Sebenarnya banyak manfaat hutan selain dari kayu. Pengalaman selama ini hutan hanya dipersepsikan dengan kayu. Ini tidak sepenuhnya benar. Hutan penting untuk penelitian dan makhluk hidup. Namun, di samping mengetahui hutan banyak hal yang bisa digunakan oleh manusia. Hutan juga menghasilkan jasa-jasa lingkungan, air, hutan juga mengatur aliran air di sungai. Hutan mencegah erosi dan longsor, tanaman menjadi sumber makanan bagi makhluk di hutan dan manusia.

Potensi Hutan Aceh

Menurut keterangan Kepala Pusat Pengendalian Lingkungan dan Koservasi BRR, Aceh saat ini masih menyimpan banyak potensi dari hutan. Ditambah hutan di Aceh masih relatif lebih bagus kondisinya dibandingkan dengan daerah-daerah lain yang telah banyak yang rusak. Di antara potensi hutan Aceh itu disebutkan bahwa dari sumber daya air yang dihasilkan hutan Aceh itu bisa membangkitkan tenaga listrik sejumlah 1500 megawatt. Menurut data, kebutuhan listrik di Provinsi Nanggroe Aceh Darussalam hanya butuh 100–200 megawatt.

Untuk itu, diperlukan suatu pengelolaan hutan secara kompreshensif dan berkelanjutan agar tetap lestari dan masyarakat bisa diuntungkan baik dari segi ekonomi dan jasa lingkungan. Seiring dengan adanya upaya pemerintah daerah mengelola sektor kehutanan akan lebih memberikan manfaat sektor kehutanan pada masyarakat terutama dalam penyediaan jasa lingkungan secara berkelanjutan.

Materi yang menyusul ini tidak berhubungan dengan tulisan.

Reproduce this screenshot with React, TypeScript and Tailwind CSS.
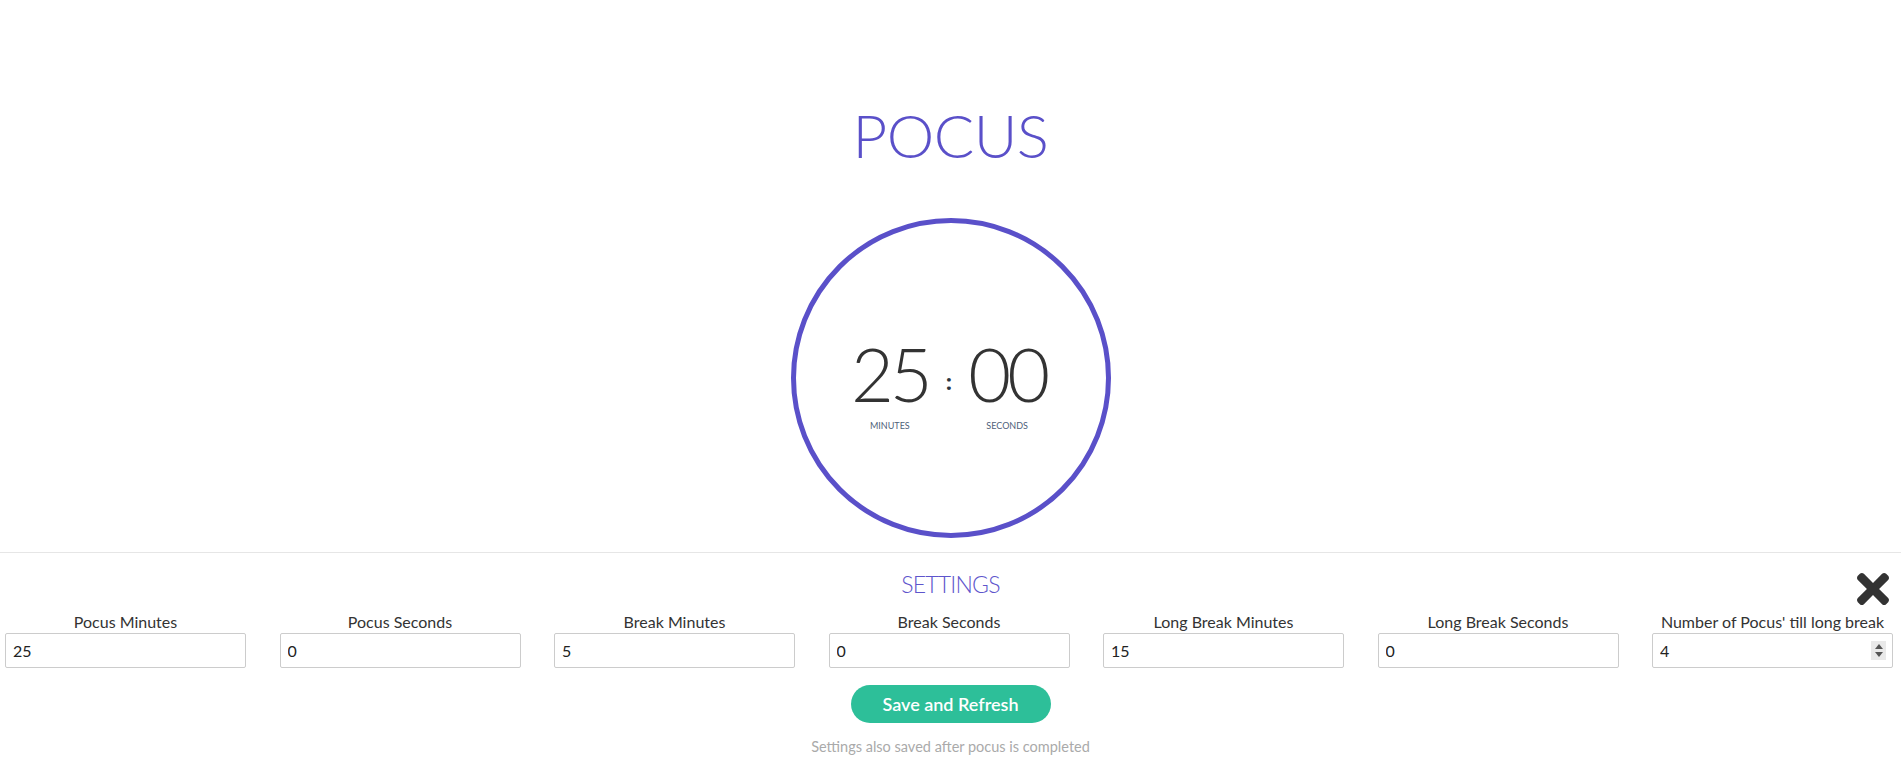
import React from "react";

const fields: { label: string; value: string }[] = [
  { label: "Pocus Minutes", value: "25" },
  { label: "Pocus Seconds", value: "0" },
  { label: "Break Minutes", value: "5" },
  { label: "Break Seconds", value: "0" },
  { label: "Long Break Minutes", value: "15" },
  { label: "Long Break Seconds", value: "0" },
  { label: "Number of Pocus' till long break", value: "4" },
];

function CloseIcon() {
  return (
    <svg width="32" height="32" viewBox="0 80 352 352" fill="#333333" aria-hidden="true">
      <path d="M242.72 256l100.07-100.07c12.28-12.28 12.28-32.19 0-44.48l-22.24-22.240c-12.28-12.28-32.19-12.28-44.48 0L176 189.28 75.93 89.21c-12.28-12.28-32.19-12.28-44.48 0L9.21 111.45c-12.28 12.28-12.28 32.19 0 44.48L109.28 256 9.21 356.07c-12.28 12.28-12.28 32.19 0 44.48l22.24 22.24c12.28 12.28 32.2 12.28 44.48 0L176 322.72l100.07 100.07c12.28 12.28 32.2 12.28 44.48 0l22.24-22.24c12.28-12.28 12.28-32.19 0-44.48L242.72 256z" />
    </svg>
  );
}

export default function App() {
  return (
    <div className="min-h-screen bg-white font-['Lato',sans-serif] text-[#333]">
      <div className="flex flex-col items-center">
        <h1 className="mt-[105px] text-[60px] leading-none font-light text-[#5a50c9] tracking-[-0.5px]">
          POCUS
        </h1>
        <div className="mt-[53px] w-[320px] h-[320px] rounded-full border-[5px] border-[#5a50c9] flex flex-col items-center pt-[114px]">
          <div className="flex items-start pr-[4px]">
            <div className="flex flex-col items-center w-[84px]">
              <div className="text-[74px] leading-none font-light tracking-[-4px] text-[#333]">25</div>
              <div className="mt-[10px] text-[9px] leading-none text-[#4f5f7a] uppercase">Minutes</div>
            </div>
            <div className="ml-[14px] mt-[33px] text-[22px] leading-none font-bold font-['Open_Sans',sans-serif] text-[#2a3440]">:</div>
            <div className="ml-[13px] flex flex-col items-center w-[84px]">
              <div className="text-[74px] leading-none font-light tracking-[-4px] text-[#333]">00</div>
              <div className="mt-[10px] text-[9px] leading-none text-[#4f5f7a] uppercase">Seconds</div>
            </div>
          </div>
        </div>
      </div>

      <div className="mt-[14px] border-t border-[#e6e6e6] relative">
        <div className="mt-[20px] text-center text-[23px] leading-none font-light tracking-[-0.8px] text-[#5e55cc]">SETTINGS</div>
        <button className="absolute right-[12px] top-[20px]" aria-label="Close settings">
          <CloseIcon />
        </button>
        <div className="mt-[18px] flex justify-between pl-[5px] pr-[8px]">
          {fields.map((f, i) => (
            <div key={f.label} className="w-[241px] flex flex-col items-center">
              <div className="text-[16px] leading-none text-[#333] mb-[3px] whitespace-nowrap">{f.label}</div>
              <div className="relative w-full">
                <input
                  type="text"
                  defaultValue={f.value}
                  className="w-full h-[35px] border border-[#cccccc] rounded-[2px] px-[7px] text-[16px] text-[#222] bg-white outline-none font-['Lato',sans-serif]"
                />
                {i === fields.length - 1 && (
                  <div className="absolute right-[7px] top-[8px] w-[15px] h-[19px] bg-[#e9e9e9] flex flex-col items-center justify-center gap-[3px]">
                    <svg width="8" height="5" viewBox="0 0 8 5"><path d="M4 0L8 5H0z" fill="#555" /></svg>
                    <svg width="8" height="5" viewBox="0 0 8 5"><path d="M0 0H8L4 5z" fill="#555" /></svg>
                  </div>
                )}
              </div>
            </div>
          ))}
        </div>
        <div className="mt-[17px] flex justify-center">
          <button className="w-[200px] h-[38px] rounded-full bg-[#2dbf99] text-white text-[18px] font-semibold leading-none">
            Save and Refresh
          </button>
        </div>
        <p className="mt-[17px] text-center text-[14.5px] leading-none text-[#aaaaaa]">
          Settings also saved after pocus is completed
        </p>
      </div>
    </div>
  );
}
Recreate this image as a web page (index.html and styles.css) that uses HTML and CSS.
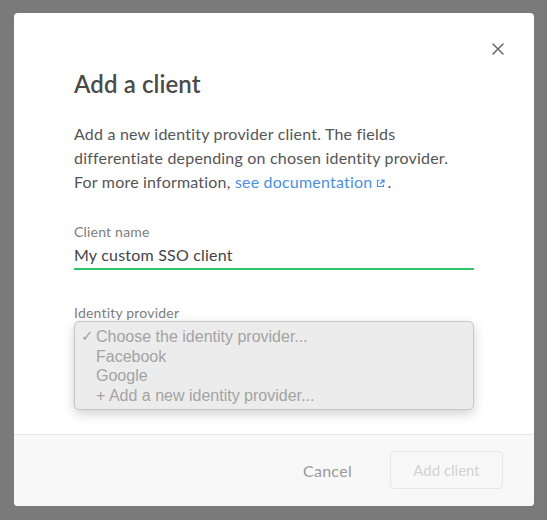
FILE: index.html
```html
<!DOCTYPE html>
<html lang="en">
<head>
<meta charset="utf-8">
<title>Add a client</title>
<link rel="stylesheet" href="styles.css">
</head>
<body>
<div class="backdrop">
  <div class="modal">
    <button class="close" aria-label="Close">
      <svg width="12" height="12" viewBox="0 0 12 12"><path d="M1 1L11 11M11 1L1 11" stroke="#6b6b6b" stroke-width="1.6" stroke-linecap="round"/></svg>
    </button>
    <div class="modal-body">
      <h1 class="title">Add a client</h1>
      <p class="intro">Add a new identity provider client. The fields differentiate depending on chosen identity provider. For more information, <a class="doc-link" href="#">see documentation</a><svg class="ext" width="9" height="9" viewBox="0 0 9 9"><path d="M3.5 1.5H1.5V7.5H7.5V5.5" fill="none" stroke="#4a90e2" stroke-width="1.2"/><path d="M5 1H8V4M8 1L4 5" fill="none" stroke="#4a90e2" stroke-width="1.2"/></svg><span class="stop">.</span></p>

      <div class="field">
        <label class="field-label">Client name</label>
        <div class="text-input">My custom SSO client</div>
      </div>

      <div class="field field-select">
        <label class="field-label">Identity provider</label>
        <ul class="options">
          <li class="option"><span class="check">✓</span>Choose the identity provider...</li>
          <li class="option"><span class="check"></span>Facebook</li>
          <li class="option"><span class="check"></span>Google</li>
          <li class="option"><span class="check"></span>+ Add a new identity provider...</li>
        </ul>
      </div>
    </div>
    <div class="modal-footer">
      <button class="btn-cancel">Cancel</button>
      <button class="btn-primary" disabled>Add client</button>
    </div>
  </div>
</div>
</body>
</html>
```

FILE: styles.css
```css
* { box-sizing: border-box; }

html, body {
  margin: 0;
  padding: 0;
  height: 100%;
}

body {
  background: #7a7a7a;
  font-family: Lato, "Open Sans", sans-serif;
}

.backdrop {
  padding: 13px 13px 0 14px;
}

.modal {
  position: relative;
  width: 520px;
  height: 493px;
  background: #fff;
  border-radius: 4px;
  overflow: hidden;
  display: flex;
  flex-direction: column;
}

.close {
  position: absolute;
  top: 30px;
  right: 30px;
  width: 12px;
  height: 12px;
  padding: 0;
  border: 0;
  background: none;
  display: flex;
}

.modal-body {
  flex: 1;
  padding: 56px 60px 0 60px;
}

.title {
  margin: 0;
  font-size: 24px;
  line-height: 30px;
  font-weight: 600;
  color: #4a4a4a;
  letter-spacing: 0.1px;
}

.intro {
  margin: 23px 0 0;
  font-size: 16px;
  line-height: 24px;
  letter-spacing: 0.2px;
  color: #555;
}

.doc-link {
  color: #4a90e2;
  text-decoration: none;
}

.ext {
  margin: 0 2px 0 4px;
  vertical-align: 0;
}

.field {
  margin-top: 29px;
}

.field-label {
  display: block;
  font-size: 14px;
  line-height: 18px;
  letter-spacing: 0.2px;
  color: #7d7d7d;
}

.text-input {
  margin-top: 3px;
  font-size: 16px;
  line-height: 22px;
  letter-spacing: 0.2px;
  color: #444;
  padding-bottom: 2px;
  border-bottom: 2px solid #2ec46a;
}

.field-select {
  margin-top: 34px;
}

.options {
  list-style: none;
  margin: -1px 0 0;
  padding: 5px 0 4px;
  background: #ececec;
  border: 1px solid #c6c6c6;
  border-radius: 5px;
  box-shadow: 0 4px 12px rgba(0, 0, 0, 0.18);
  font-family: "Liberation Sans", Arial, sans-serif;
  font-size: 16px;
  color: #a3a3a3;
}

.option {
  display: flex;
  line-height: 19.5px;
  padding-left: 6px;
}

.check {
  width: 15px;
  font-family: "DejaVu Sans", sans-serif;
  font-size: 15px;
}

.modal-footer {
  height: 72px;
  background: #f8f8f9;
  border-top: 1px solid #e8e8e8;
  display: flex;
  align-items: center;
  justify-content: flex-end;
  padding: 0 31px 1px 0;
  gap: 38px;
}

.btn-cancel {
  border: 0;
  background: none;
  padding: 0;
  font-family: Lato, sans-serif;
  font-size: 16px;
  letter-spacing: 0.3px;
  color: #9a9a9a;
}

.btn-primary {
  width: 113px;
  height: 38px;
  border: 1px solid #e6e6e6;
  border-radius: 4px;
  background: #f8f8f9;
  font-family: Lato, sans-serif;
  font-size: 15px;
  color: #d2d2d2;
}
```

Upaya komprehensif seperti yang kita ketahui bersama adalah adanya morratorium logging yang ditetapkan bulan Juli 2007 lalu. Dilanjutkan dengan adanya team penyusunan rencana strategi pengelolaan hutan Aceh. Tim ini bekerja untuk menyusun dokumen rencana strategis pengelolaan hutan Aceh. Mencakup program 3R hutan Aceh. Ini merupakan suatu peluang bagi hutan lestari di Provinsi Aceh. Namun, di balik itu, ada suatu peluang yang teramat penting bagi kelestarian hutan di Aceh, yaitu tradisi masyarakat lokal di Aceh.

Menarik kalau kita mendengar keterangan dari seorang Graham Usher, yang baru melepaskan posisi sebagai Direktur FFI Aceh program. Menurut pria yang faseh berbahasa Indonesia ini, kalau kita pergi ke kampung-kampung dan berdiskusi dengan masyarakat di sekitar hutan, hampir semua orang tahu dampak hutan terhadap air.

Di Aceh, ada budaya dan sistem pemerintahan lokal khas Aceh yang dapat mewujudkan kehidupan lestari. Di sini ada pengelolaan mukim dan mengatur pengelolaan SDA (Sumber daya alam). Ini merupakan peluang untuk mengelola hutan dengan baik.

Untuk sekedar penegasan, salah seorang tokoh masyarakat adat Aceh, Ampon Cipta, menyebutkan bahwa sebetulnya sejarah zaman dahulu kala di Aceh telah ada upaya dalam menjaga kelestarian hutan. Beliau menyebutkan bahwa hutan di Aceh dibagi dalam beberapa tingkatan: (1) Hutan dalam wilayah kelola Mukim, jaraknya 1 hari perjalanan dengan kaki. Hutan ini Untuk kepentingan penduduk dan lain-lain. (2) Hutan “Droe Ureung Nanggroe”. Ini hutan kerajaan, dipergunakan untuk kepentingan kerajaan dan masyarakat yang berhubungan dengan negara lain. (3) Hutan “Lam Bak That Kayee Batee”, yakni hutan yang tidak boleh didatangi tanpa acara tertentu.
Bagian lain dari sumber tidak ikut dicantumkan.